Das Vertrauen in die Kraft des Geistes der Wahrheit ist eine subtile Sache, ein sehr zerbrechliches Geschehen. Dennoch: Hast du nur einmal einen oder zwei Schritte lang die Tragfähigkeit des Ungewissen erlebt, dann bist du ein neuer Mensch. Nach dem Erwachen aus der Illusion der Sicherheit des Materiellen und der Erkenntnis des Nichtmateriellen als tragend erhält dein Leben eine neue Richtung, eine neue Tiefe, einen neuen Sinn. Der Buddha nannte das, was er gefunden hatte, „Dharma“, das heisst „das Tragende“.

Du wirst noch oft sinken und untergehen auf diesem Weg, denn das Vertrauen braucht starke Wurzeln in der Erkenntnis. Die Erkenntnis, in der das Vertrauen wurzeln muss, ist die durchdringende Erkenntnis der Vergänglichkeit allen Seins. Nur durch solche Erkenntnis lässt du nach und nach das Nichttragende, eben das Vergängliche und Leidunterworfene, los und erlebst das Getragenwerden jenseits von Zeitlichem und Räumlichem. Du wirst noch oft sinken, aber nie wirst du weiter sinken als auf den Weg der Wahrheit und des Lebens. Denn dieser ist überall, wo du gehst und stehst. Und wenn du in einen Abgrund fällst, dann wirst du auch dort den Weg des wahren Lebens wieder finden und der Weg wird dich aus dem Dunkel ins Licht führen.
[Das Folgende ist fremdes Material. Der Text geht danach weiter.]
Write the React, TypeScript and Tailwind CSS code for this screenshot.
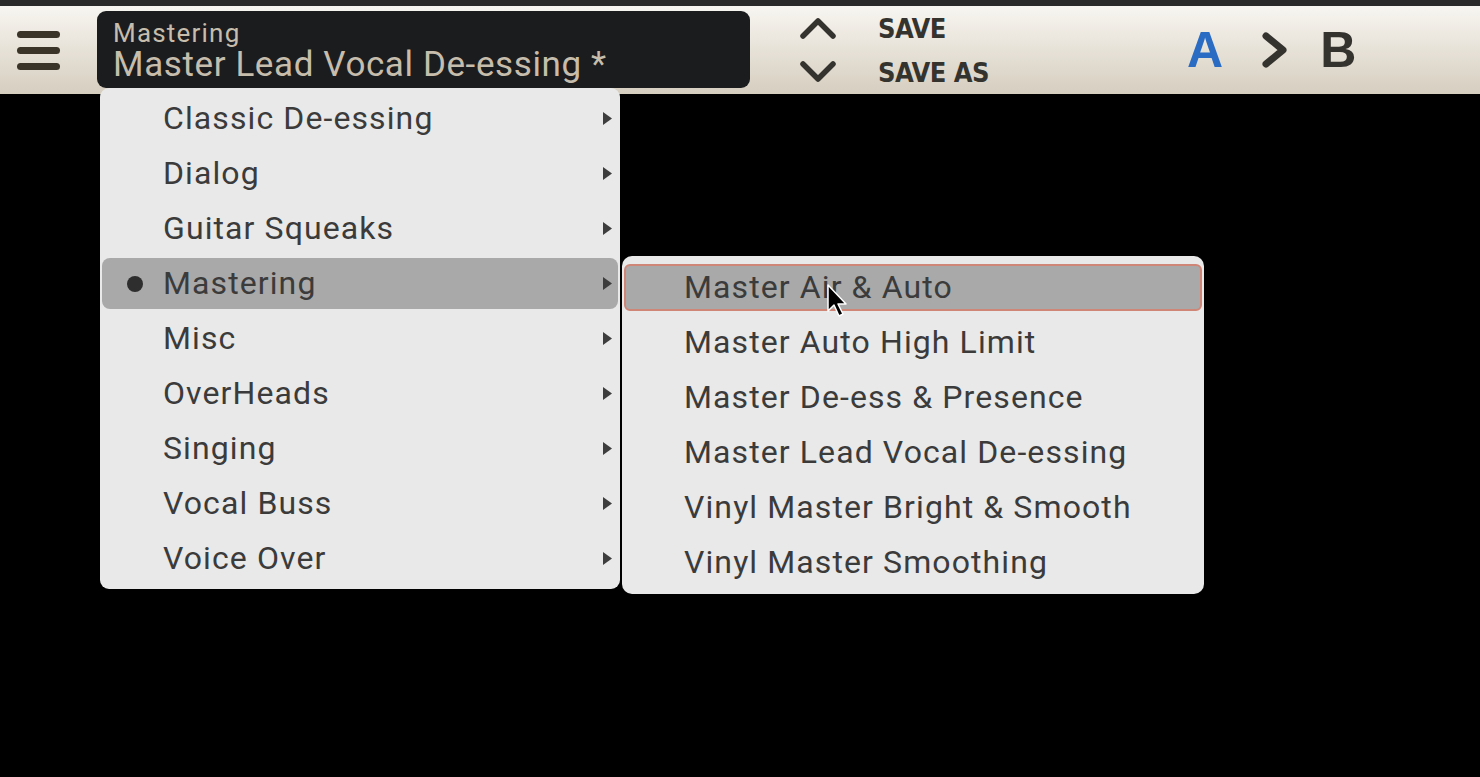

Lass dir nicht einreden du müsstest dies und jenes tun, beispielsweise dich bekehren oder dich einer Kirche oder Gemeinschaft anschliessen, um die Freiheit zu finden. Wie der Mann aus Nazareth unbeirrt seinen Weg des Lebens gegangen ist, so gehe auch du den deinen. Du bist ebenso ein Kind Gottes, ein wahres Wesen, wie er es war. Es gibt keinen Weg zum Erlöser hin. Es gibt für dich keinen Erlöser ausserhalb deiner selbst: „Du selbst bist die Antwort“, so der Titel des Alterswerks von C.S. Lewis[2].